The show's young Woody surrogate (there must always be at least one), Alan (played by John Magaro), agrees with Lennie that America requires a radical change to evolve beyond the constructs of its flawed creators. "And how do you think those goals are going to be achieved?" Lennie asks. "By writing irate letters to the New York Times?"
"Well, there is such a thing as passive resistance," Alan replies.
"You can't make an omelet without breaking eggs," she informs him. "Real change comes at the barrel of a gun. You talk, talk, talk while people die." Though such sentiments will sound familiar to students and survivors of '60s America, they also have a very contemporary ring. They distill the argument for the importance of the Black Lives Matter movement—the necessity of active protest in a world that believes tweeting somehow solves problems.
In the final episode, Alan, now thoroughly under Lennie's spell, injures himself creating a bomb designed to symbolically blow up a statue of Andrew Jackson in protest of the fact Jackson was a slave owner. But there are no slaves anymore, his parents tell him. "I think what Alan is implying is that there are wage slaves," a now similarly woke Kay cuts in. Alan's father's firm pays his workers a minimum wage, "just enough to get by and remain a permanent underclass," Alan says. "Are you accusing me of exploitation?" his dad asks. He is.
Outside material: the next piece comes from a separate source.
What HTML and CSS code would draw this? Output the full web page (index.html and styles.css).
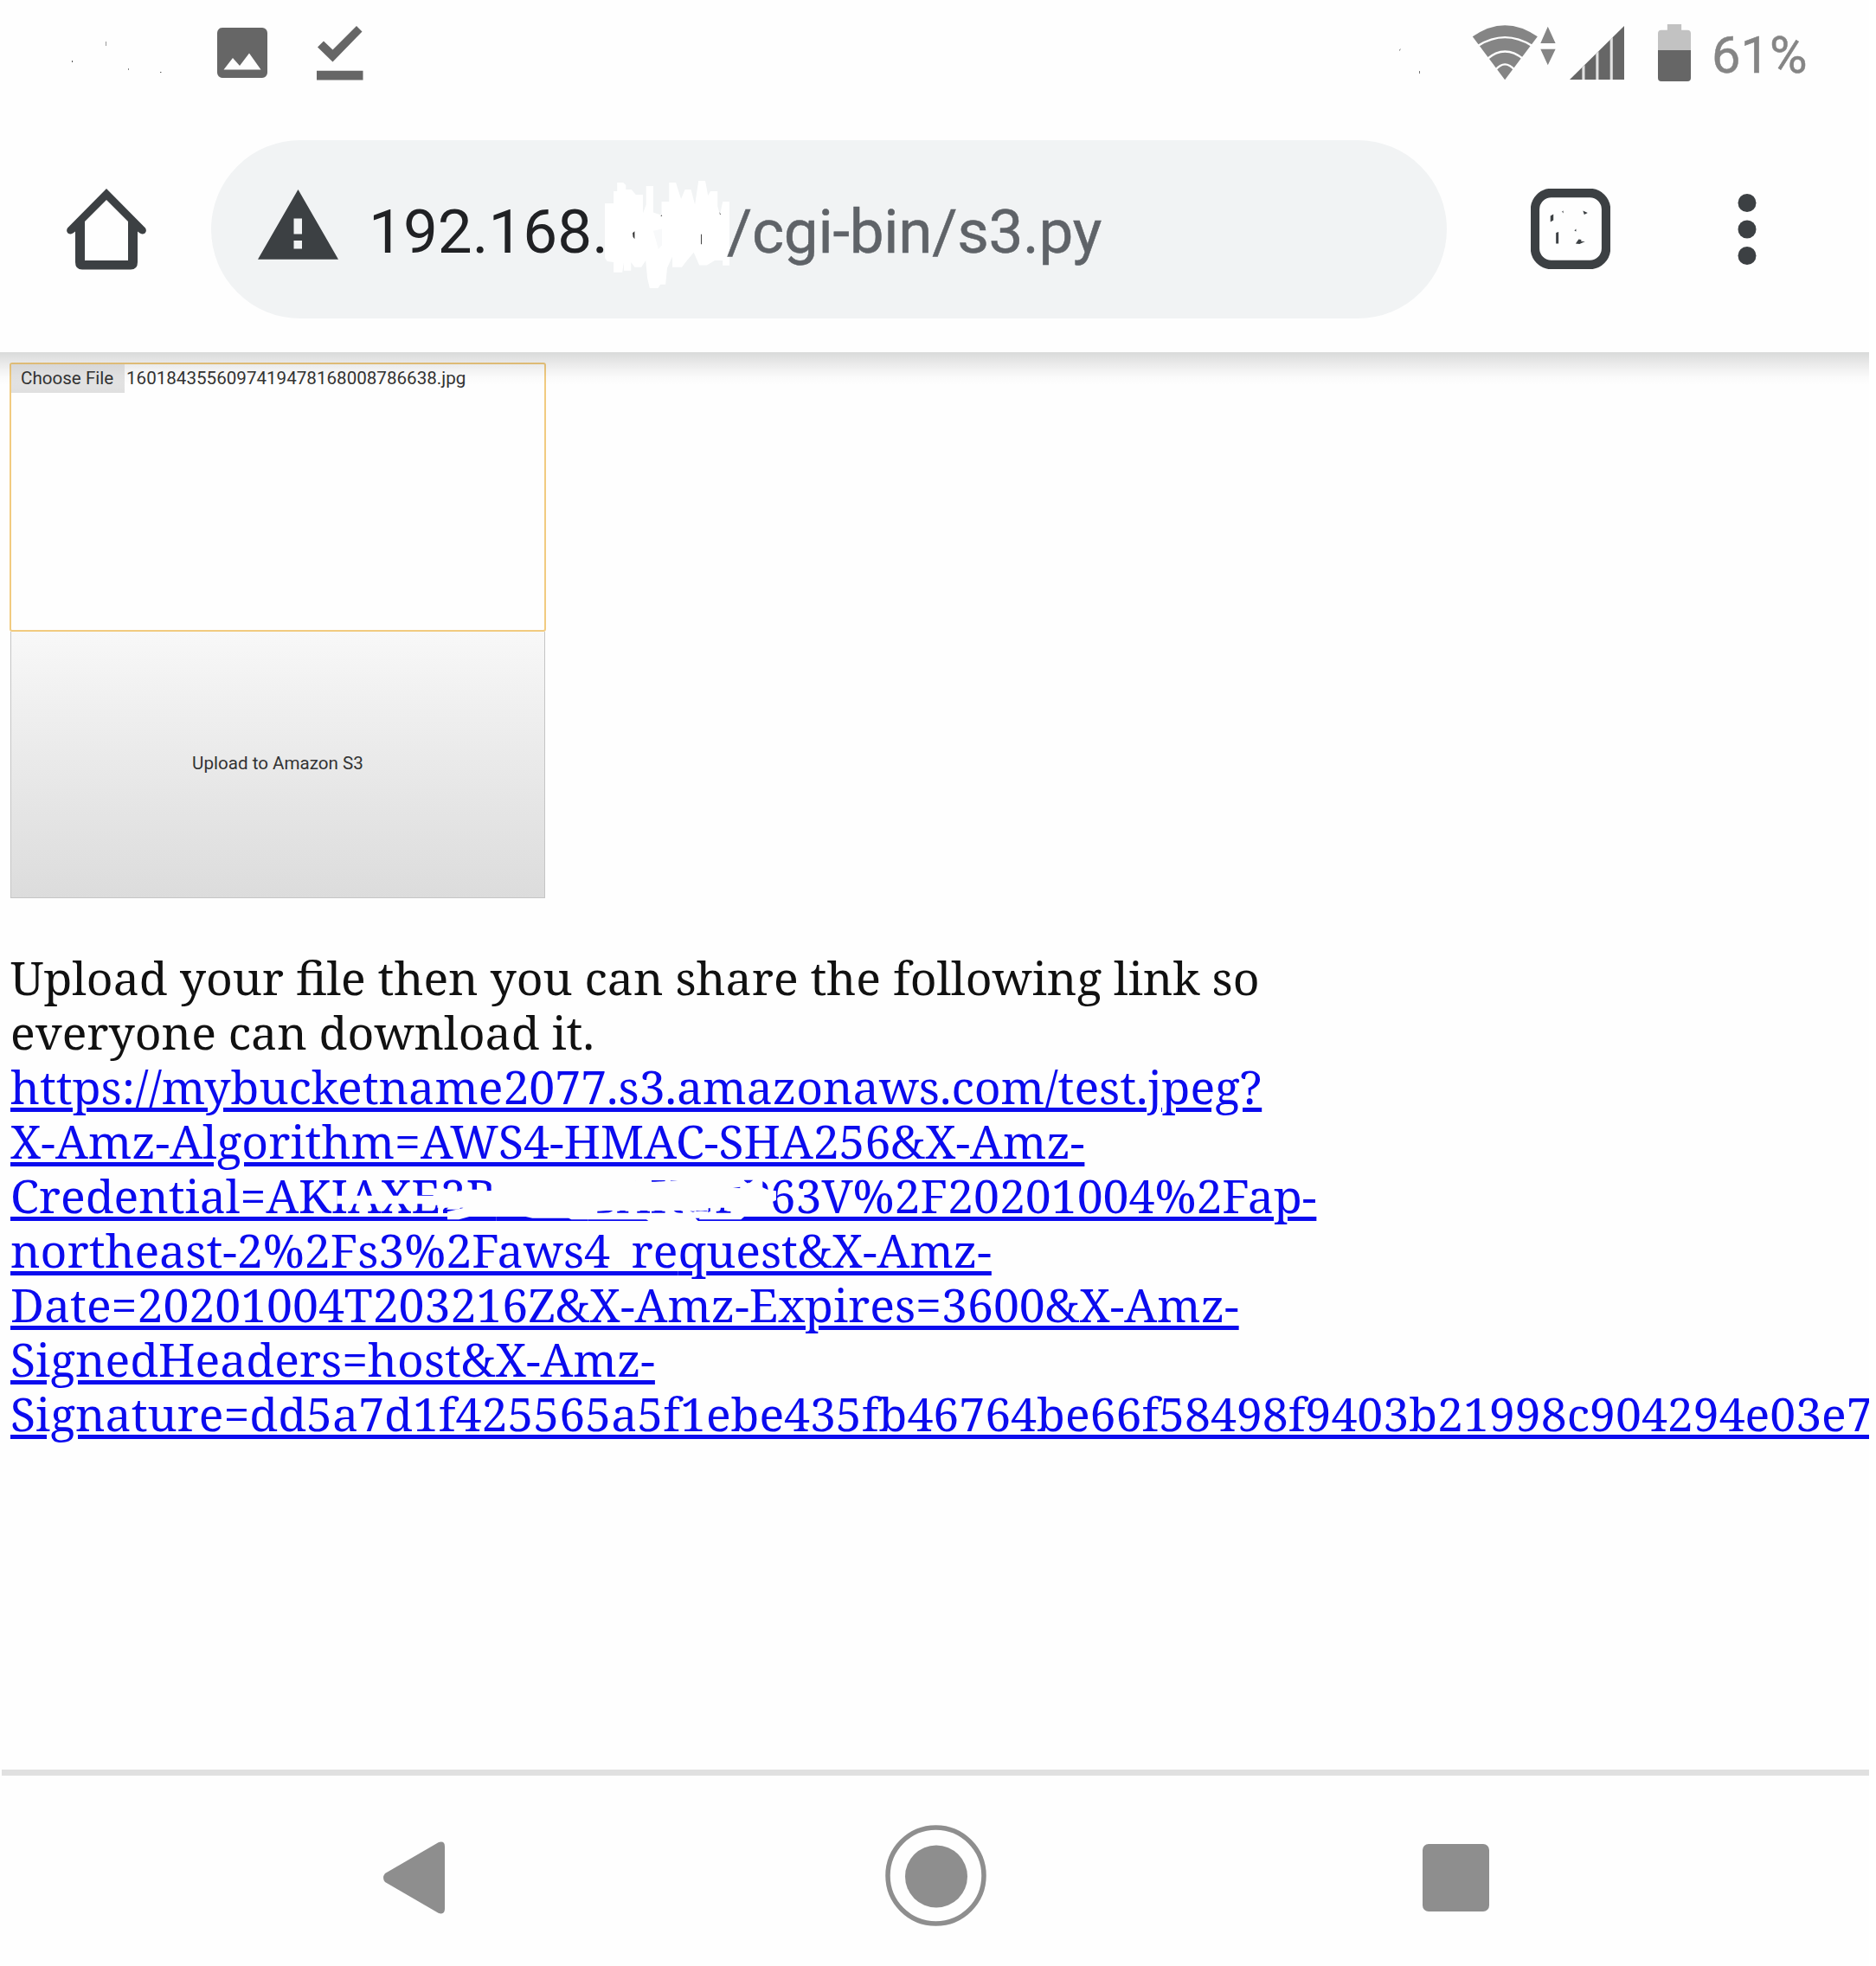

The series ends with Sidney still a maladroit, albeit one slightly changed by his dalliance with radicalism. His takeaway from the whole madcap song and dance is that he now wants to write a book as good as The Catcher in the Rye. "Why not?" Kay asks. "You're amusing. And I always thought you could be another Salinger." The lens irises in on him, perpetually flustered, in bed, having either missed or made an important point about the relationship between art and activism as generic jazz plays overhead. It's an anticlimatic end to an otherwise climatic series, but could you forgive the man for being tired? He should, after all, have retired long ago. I'm pleased he didn't, but of course, I'm in the minority.